>>>

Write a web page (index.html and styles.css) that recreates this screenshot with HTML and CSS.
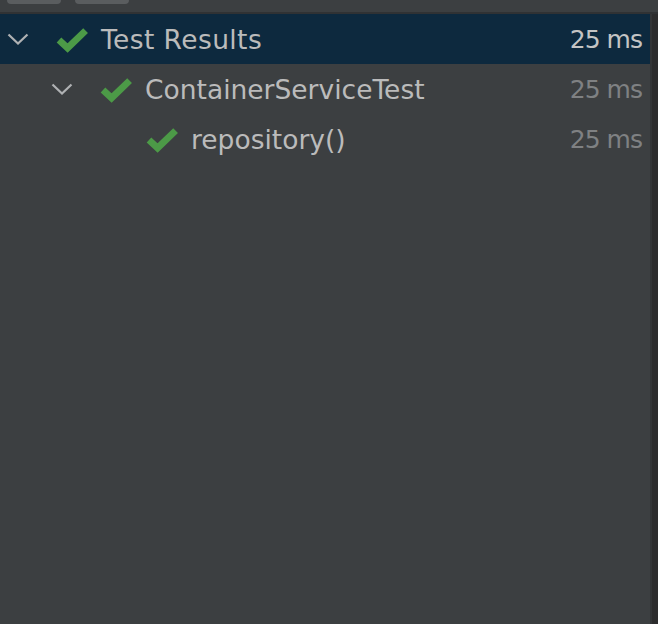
FILE: index.html
```html
<!DOCTYPE html>
<html>
<head>
<meta charset="utf-8">
<link rel="stylesheet" href="styles.css">
</head>
<body>
<div class="toolbar">
  <div class="tab"></div>
  <div class="tab"></div>
</div>
<div class="divider"></div>
<div class="main">
  <div class="tree">
    <div class="row selected level0">
      <svg class="arrow" viewBox="0 0 22 12" width="22" height="12"><path d="M1.5 1.5 L11 10.5 L20.5 1.5" fill="none" stroke="currentColor" stroke-width="2.2"/></svg>
      <svg class="check" viewBox="0 0 31 24" width="31" height="24"><path d="M2 12 L10.6 20 L28.6 2.6" fill="none" stroke="currentColor" stroke-width="6.8"/></svg>
      <span class="name">Test Results</span>
      <span class="time">25 ms</span>
    </div>
    <div class="row level1">
      <svg class="arrow" viewBox="0 0 22 12" width="22" height="12"><path d="M1.5 1.5 L11 10.5 L20.5 1.5" fill="none" stroke="currentColor" stroke-width="2.2"/></svg>
      <svg class="check" viewBox="0 0 31 24" width="31" height="24"><path d="M2 12 L10.6 20 L28.6 2.6" fill="none" stroke="currentColor" stroke-width="6.8"/></svg>
      <span class="name">ContainerServiceTest</span>
      <span class="time">25 ms</span>
    </div>
    <div class="row level2">
      <span class="arrow spacer"></span>
      <svg class="check" viewBox="0 0 31 24" width="31" height="24"><path d="M2 12 L10.6 20 L28.6 2.6" fill="none" stroke="currentColor" stroke-width="6.8"/></svg>
      <span class="name">repository()</span>
      <span class="time">25 ms</span>
    </div>
  </div>
  <div class="scrollbar"></div>
</div>
</body>
</html>
```
FILE: styles.css
```css
html, body {
  margin: 0;
  padding: 0;
  height: 100%;
}
body {
  background: #3c3f41;
  font-family: "DejaVu Sans", sans-serif;
  color: #bbbbbb;
  display: flex;
  flex-direction: column;
  overflow: hidden;
}
.toolbar {
  height: 12px;
  display: flex;
  gap: 14px;
  padding-left: 7px;
  background: #3c3f41;
}
.tab {
  width: 54px;
  height: 4px;
  background: #5a5d5f;
  border-radius: 0 0 5px 5px;
}
.divider {
  height: 2px;
  background: #303234;
}
.main {
  flex: 1;
  display: flex;
}
.tree {
  flex: 1;
  background: #3c3f41;
}
.scrollbar {
  width: 6px;
  border-left: 2px solid #333537;
  background: #2c2c2d;
}
.row {
  height: 50px;
  display: flex;
  align-items: center;
  padding-right: 8px;
  box-sizing: border-box;
}
.row.selected {
  background: #0d293e;
}
.level0 { padding-left: 7px; }
.level1 { padding-left: 51px; }
.level2 { padding-left: 97px; }
.arrow {
  width: 22px;
  height: 12px;
  color: #afb1b3;
  flex: none;
  margin-top: -1px;
}
.spacer {
  display: block;
}
.check {
  width: 31px;
  height: 24px;
  color: #4c9a47;
  margin-left: 28px;
  flex: none;
  margin-top: 2px;
  overflow: visible;
}
.name {
  margin-left: 13px;
  font-size: 26.5px;
  line-height: 50px;
  padding-top: 2px;
  white-space: nowrap;
}
.level0 .name {
  letter-spacing: 0.4px;
}
.time {
  margin-left: auto;
  font-size: 25px;
  letter-spacing: -1px;
  line-height: 50px;
  padding-top: 2px;
  color: #7f8183;
  white-space: nowrap;
}
.selected .time {
  color: #c4c4c4;
}
```
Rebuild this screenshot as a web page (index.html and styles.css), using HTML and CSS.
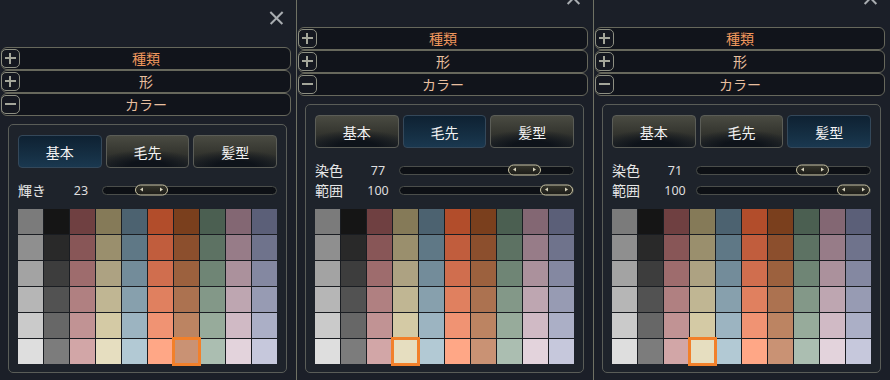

<<<

# EXERCISE AIM
Return the whole listing, word for word, and leave out every picture.

# SOLUTION TO THIS PROBLEM
Write a web page (index.html and styles.css) that recreates this screenshot with HTML and CSS.
FILE: index.html
```html
<!DOCTYPE html>
<html>
<head>
<meta charset="utf-8">
<link rel="stylesheet" href="styles.css">
</head>
<body>
<div class="toolbar">
  <div class="tab"></div>
  <div class="tab"></div>
</div>
<div class="divider"></div>
<div class="main">
  <div class="tree">
    <div class="row selected level0">
      <svg class="arrow" viewBox="0 0 22 12" width="22" height="12"><path d="M1.5 1.5 L11 10.5 L20.5 1.5" fill="none" stroke="currentColor" stroke-width="2.2"/></svg>
      <svg class="check" viewBox="0 0 31 24" width="31" height="24"><path d="M2 12 L10.6 20 L28.6 2.6" fill="none" stroke="currentColor" stroke-width="6.8"/></svg>
      <span class="name">Test Results</span>
      <span class="time">25 ms</span>
    </div>
    <div class="row level1">
      <svg class="arrow" viewBox="0 0 22 12" width="22" height="12"><path d="M1.5 1.5 L11 10.5 L20.5 1.5" fill="none" stroke="currentColor" stroke-width="2.2"/></svg>
      <svg class="check" viewBox="0 0 31 24" width="31" height="24"><path d="M2 12 L10.6 20 L28.6 2.6" fill="none" stroke="currentColor" stroke-width="6.8"/></svg>
      <span class="name">ContainerServiceTest</span>
      <span class="time">25 ms</span>
    </div>
    <div class="row level2">
      <span class="arrow spacer"></span>
      <svg class="check" viewBox="0 0 31 24" width="31" height="24"><path d="M2 12 L10.6 20 L28.6 2.6" fill="none" stroke="currentColor" stroke-width="6.8"/></svg>
      <span class="name">repository()</span>
      <span class="time">25 ms</span>
    </div>
  </div>
  <div class="scrollbar"></div>
</div>
</body>
</html>
```
FILE: styles.css
```css
html, body {
  margin: 0;
  padding: 0;
  height: 100%;
}
body {
  background: #3c3f41;
  font-family: "DejaVu Sans", sans-serif;
  color: #bbbbbb;
  display: flex;
  flex-direction: column;
  overflow: hidden;
}
.toolbar {
  height: 12px;
  display: flex;
  gap: 14px;
  padding-left: 7px;
  background: #3c3f41;
}
.tab {
  width: 54px;
  height: 4px;
  background: #5a5d5f;
  border-radius: 0 0 5px 5px;
}
.divider {
  height: 2px;
  background: #303234;
}
.main {
  flex: 1;
  display: flex;
}
.tree {
  flex: 1;
  background: #3c3f41;
}
.scrollbar {
  width: 6px;
  border-left: 2px solid #333537;
  background: #2c2c2d;
}
.row {
  height: 50px;
  display: flex;
  align-items: center;
  padding-right: 8px;
  box-sizing: border-box;
}
.row.selected {
  background: #0d293e;
}
.level0 { padding-left: 7px; }
.level1 { padding-left: 51px; }
.level2 { padding-left: 97px; }
.arrow {
  width: 22px;
  height: 12px;
  color: #afb1b3;
  flex: none;
  margin-top: -1px;
}
.spacer {
  display: block;
}
.check {
  width: 31px;
  height: 24px;
  color: #4c9a47;
  margin-left: 28px;
  flex: none;
  margin-top: 2px;
  overflow: visible;
}
.name {
  margin-left: 13px;
  font-size: 26.5px;
  line-height: 50px;
  padding-top: 2px;
  white-space: nowrap;
}
.level0 .name {
  letter-spacing: 0.4px;
}
.time {
  margin-left: auto;
  font-size: 25px;
  letter-spacing: -1px;
  line-height: 50px;
  padding-top: 2px;
  color: #7f8183;
  white-space: nowrap;
}
.selected .time {
  color: #c4c4c4;
}
```
Rebuild this screenshot as a web page (index.html and styles.css), using HTML and CSS.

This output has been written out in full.